Lambda functions deployed to private VPC subnets can access managed AWS services via VPC endpoints without requiring public internet access, which is a standard architecture pattern for secure, compliant GenAI applications. However, we need to ensure that the Lambda execution role has the necessary permissions to use the VPC endpoints and that the security groups and network ACLs (Access control list: stateless firewall rules at the subnet level in a VPC) are configured to allow traffic between the Lambda functions and the endpoints.

flowchart TB
    Internet([Internet]) --> IGW
    
    subgraph VPC["VPC (10.0.0.0/16)"]
        IGW[Internet Gateway]

        subgraph PublicSubnet["Public Subnet (10.0.1.0/24)"]
            NATGW[NAT Gateway]
            ALB[Application Load Balancer]
        end

        subgraph PrivateSubnet["Private Subnet (10.0.2.0/24)"]
            Lambda[Lambda Function]
            ECS[ECS Container]
        end

        subgraph DataSubnet["Data Subnet (10.0.3.0/24)"]
            RDS[(Aurora PostgreSQL\npgvector)]
            OpenSearch[(OpenSearch\nServerless)]
        end

        subgraph VPCEndpoints["VPC Endpoints (PrivateLink)"]
            EP_S3[S3 Gateway Endpoint]
            EP_Bedrock[Bedrock Interface Endpoint]
            EP_SM[Secrets Manager Endpoint]
        end

        IGW --> ALB
        ALB --> Lambda
        ALB --> ECS
        Lambda -- private traffic --> RDS
        Lambda -- private traffic --> OpenSearch
        ECS -- private traffic --> RDS

        Lambda -- no internet needed --> EP_Bedrock
        Lambda -- no internet needed --> EP_S3
        Lambda -- fetch secrets --> EP_SM

        Lambda -- outbound to internet --> NATGW
        ECS -- outbound to internet --> NATGW
        NATGW --> IGW
    end

    EP_Bedrock --> Bedrock[Amazon Bedrock]
    EP_S3 --> S3[Amazon S3]
    EP_SM --> SecretsManager[Secrets Manager]
  • Public subnet — ALB and NAT Gateway have public IPs; these are the only resources exposed to the internet
  • Private subnet — Lambda and ECS have no public IPs; inbound only via ALB, outbound via NAT Gateway
  • Data subnet — RDS and OpenSearch are fully isolated, reachable only from within the VPC
  • VPC Endpoints (PrivateLink) — Lambda calls Bedrock, S3, and Secrets Manager without traffic ever leaving AWS’s network, no NAT Gateway needed for those calls
  • NAT Gateway — allows private resources to initiate outbound internet connections (e.g. downloading packages) without being publicly reachable

VPC endpoint physically is an ENI (Elastic Network Interface) — a private IP address — that AWS creates inside your subnet. When Lambda calls bedrock-runtime.amazonaws.com, DNS resolves that hostname to the private IP of the ENI instead of the public IP. So the request goes through your VPC’s private network directly to Bedrock.
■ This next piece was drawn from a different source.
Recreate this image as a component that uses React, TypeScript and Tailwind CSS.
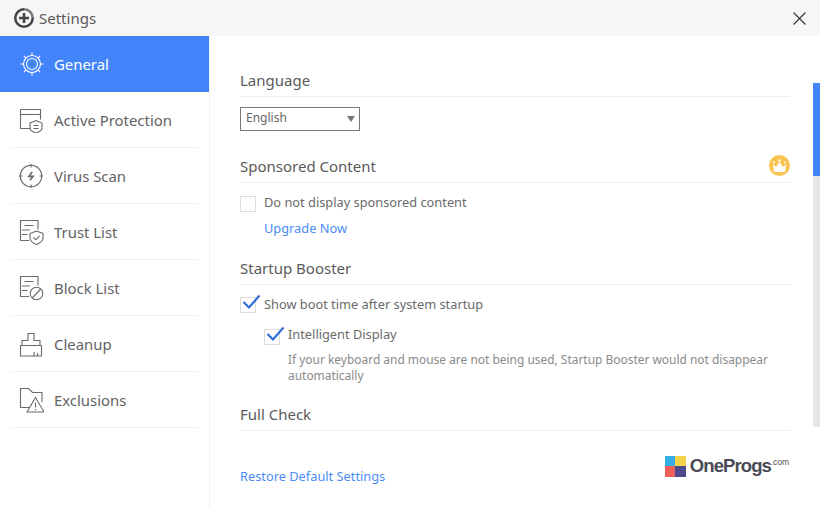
import React from "react";

const S = { fill: "none", stroke: "currentColor", strokeWidth: 1.1 };

function Ic({ children }: { children: React.ReactNode }) {
  return (
    <svg width="26" height="26" viewBox="0 0 26 26" className="shrink-0" {...S}>
      {children}
    </svg>
  );
}

const icons: Record<string, React.ReactNode> = {
  General: (
    <Ic>
      <circle cx="13" cy="13" r="8.500" />
      <circle cx="13" cy="13" r="5.500" />
      <path d="M13 1.500V4M13 22v2.500M1.500 13H4M22 13h2.500M5 5l1.600 1.600M19.400 19.400 21 21M5 21l1.600-1.600M19.400 6.600 21 5" />
    </Ic>
  ),
  "Active Protection": (
    <Ic>
      <path d="M12.500 21.500H2.500V2.500h20v10" />
      <path d="M2.500 7.500h20" />
      <path d="M12 16l6-2.500 6 2.500v5c0 2.300-2.800 4-6 5-3.200-1-6-2.700-6-5z" />
      <path d="M15.500 18.500h5M15.500 21.500h5" />
    </Ic>
  ),
  "Virus Scan": (
    <Ic>
      <circle cx="13" cy="13" r="10.800" />
      <path d="M13 1v3.500M13 21.500V25M1 13h3.500M21.500 13H25" />
      <path d="M14.200 9 11 13.300h4l-3 4" strokeWidth="1.700" />
    </Ic>
  ),
  "Trust List": (
    <Ic>
      <path d="M11 21.500H2.500V1.500H20v9" />
      <path d="M6.500 6.500h9M4 11h8M4 15.500h5.500" />
      <path d="M12 14.500 18.500 12l6.500 2.500v4.500c0 3-3 5-6.500 6.500-3.500-1.500-6.500-3.500-6.500-6.500z" />
      <path d="M15.500 18.500l2.300 2.300 3.700-4" />
    </Ic>
  ),
  "Block List": (
    <Ic>
      <path d="M11 21.500H2.500V1.500H20v9" />
      <path d="M6.500 6.500h9M4 11h8M4 15.500h5.500" />
      <circle cx="18.500" cy="18.500" r="6.300" />
      <path d="M14.200 23 22.800 14" />
    </Ic>
  ),
  Cleanup: (
    <Ic>
      <path d="M10 9.500V2.500h6v7h6v5H4v-5z" />
      <path d="M2.500 14.500h21V25h-21z" />
      <path d="M16 25v-4M19.500 25v-3" />
    </Ic>
  ),
  Exclusions: (
    <Ic>
      <path d="M11.500 20.500h-9V1.500h8l4 4h9.500v9.500" />
      <path d="M17.500 10.500 9 25h17z" />
      <path d="M17.500 15.500v5M17.500 22v1.200" />
    </Ic>
  ),
};

const navItems = ["General", "Active Protection", "Virus Scan", "Trust List", "Block List", "Cleanup", "Exclusions"];

function Section({ title, right, className, children }: { title: string; right?: React.ReactNode; className?: string; children?: React.ReactNode }) {
  return (
    <section className={className}>
      <div className="flex h-[27px] items-start justify-between border-b border-[#eeeeee] text-[15px] leading-[20px] text-[#5a5a5a]">
        <span>{title}</span>
        {right}
      </div>
      {children}
    </section>
  );
}

function Check({ checked, label, labelClass }: { checked?: boolean; label: string; labelClass: string }) {
  return (
    <label className="flex items-center gap-2 text-[12.8px] text-[#6a6a6a]">
      <span className="relative h-4 w-4 shrink-0 border border-[#dddddd] bg-white">
        {checked && (
          <svg width="20" height="16" viewBox="0 0 20 16" className="absolute -top-[4px] left-px">
            <path d="M1.500 8 7 13.500 17.500 1.500" fill="none" stroke="#2f6fd6" strokeWidth="2.200" />
          </svg>
        )}
      </span>
      <span className={labelClass}>{label}</span>
    </label>
  );
}

export default function App() {
  return (
    <div className="flex h-[508px] w-[820px] flex-col overflow-hidden bg-white font-['Noto_Sans','Open_Sans',sans-serif] text-[#555555]">
      <header className="flex h-9 shrink-0 items-center justify-between bg-[#f6f6f6] pl-[14px] pr-[14px]">
        <div className="flex items-center gap-[5px]">
          <svg width="20" height="20" viewBox="0 0 20 20">
            <path d="M10 0a10 10 0 1 0 10 10h-2.500A7.500 7.500 0 1 1 10 2.500z" fill="#444444" />
            <path d="M10 2.500A7.500 7.500 0 0 1 17.500 10H20A10 10 0 0 0 10 0z" fill="#777777" />
            <path d="M10 5v10M5 10h10" stroke="#444444" strokeWidth="2.600" />
          </svg>
          <span className="text-[15px] text-[#5a5a5a]">Settings</span>
        </div>
        <svg width="13" height="13" viewBox="0 0 13 13" stroke="#333333" strokeWidth="1.100">
          <path d="M.5.5l12 12M12.500.5l-12 12" />
        </svg>
      </header>
      <div className="flex min-h-0 flex-1">
        <nav className="w-[210px] shrink-0 border-r border-[#f0f0f0]">
          {navItems.map((n) => {
            const active = n === "General";
            return (
              <div
                key={n}
                className={
                  active
                    ? "flex h-14 items-center gap-[9px] bg-[#4285fb] pl-[19px] text-[14.9px] text-white"
                    : "mx-[10px] flex h-14 items-center gap-[10px] border-b border-[#f2f2f2] pl-[8px] text-[14.9px] text-[#636363]"
                }
              >
                <span className={active ? "text-white" : "text-[#6a6a6a]"}>{icons[n]}</span>
                <span className={active ? "" : "mt-px"}>{n}</span>
              </div>
            );
          })}
        </nav>
        <main className="relative flex min-w-0 flex-1 flex-col pl-[30px] pr-[30px] pt-[34px]">
          <Section title="Language">
            <div className="mt-[10px] flex h-6 w-[120px] items-center justify-between border border-[#777777] pl-[5px] pr-[4px] text-[12px] text-[#666666]">
              <span className="-mt-[2px]">English</span>
              <span className="h-0 w-0 border-x-[4px] border-t-[6px] border-x-transparent border-t-[#777777]" />
            </div>
          </Section>
          <Section
            className="mt-[25px]"
            title="Sponsored Content"
            right={
              <span className="-mt-[1px] flex h-[21px] w-[21px] items-center justify-center rounded-full bg-[#fac450]">
                <svg width="15" height="14" viewBox="0 0 15 14" fill="white">
                  <path d="M1 5.500l3.200 2.500 3.300-5 3.300 5L14 5.500 13 13H2z" />
                  <circle cx="7.500" cy="1.500" r="1.200" />
                  <circle cx="2" cy="3.500" r="1" />
                  <circle cx="13" cy="3.500" r="1" />
                </svg>
              </span>
            }
          >
            <div className="mt-[12px]">
              <Check label="Do not display sponsored content" labelClass="-mt-[2px]" />
            </div>
            <div className="mt-[7px] pl-6 text-[12.8px] text-[#4a8cf7]">Upgrade Now</div>
          </Section>
          <Section className="mt-[20px]" title="Startup Booster">
            <div className="mt-[10px]">
              <Check checked label="Show boot time after system startup" labelClass="" />
            </div>
            <div className="mt-[14px] pl-6">
              <Check checked label="Intelligent Display" labelClass="-mt-[4px]" />
              <p className="mt-[7px] pl-6 text-[11.95px] leading-[16px] text-[#8a8a8a]">
                If your keyboard and mouse are not being used, Startup Booster would not disappear automatically
              </p>
            </div>
          </Section>
          <Section className="mt-[20px]" title="Full Check" />
          <div className="mt-[31px] flex items-start justify-between">
            <span className="mt-[5px] text-[12.8px] text-[#4a8cf7]">Restore Default Settings</span>
            <div className="-mt-[6px] mr-px flex items-center gap-[4px]">
              <span className="grid h-[21px] w-[21px] grid-cols-2 grid-rows-2">
                <span className="bg-[#35aee8]" />
                <span className="bg-[#f7d34a]" />
                <span className="bg-[#f0605a]" />
                <span className="bg-[#4c4a8c]" />
              </span>
              <span className="relative pr-[18px] font-['Liberation_Sans',sans-serif] text-[18.5px] font-bold leading-5 tracking-[-0.9px] text-[#4a4a55]">
                OneProgs
                <span className="absolute top-0 right-0 text-[8.5px] font-normal leading-3 tracking-normal">.com</span>
              </span>
            </div>
          </div>
          <div className="absolute right-0 top-[47px] h-[344px] w-[7px] bg-[#e6e6e6]">
            <div className="h-[93px] bg-[#4285fb]" />
          </div>
        </main>
      </div>
    </div>
  );
}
Without endpoint: bedrock-runtime.us-east-1.amazonaws.com → 52.x.x.x (public) With endpoint: bedrock-runtime.us-east-1.amazonaws.com → 10.0.2.x (your private subnet)

and the private IP will use AWS PrivateLink technology to securely route the request to the Bedrock service without exposing it to the public internet.

LF-tagging

AWS Lake formation is a managed service for building, securing, and managing a data lake on s3. Without Lake Formation, securing a data lake means managing S3 bucket policies, IAM policies, Glue catalog permissions, and Athena/Redshift access separately — it becomes a mess at scale. Lake Formation centralizes all of that. Lake Formation LF-tag based access controal is purpose-built for fine-grained, cross-account permissions at the table and column level for governed data lakes across multiple AWS accounts.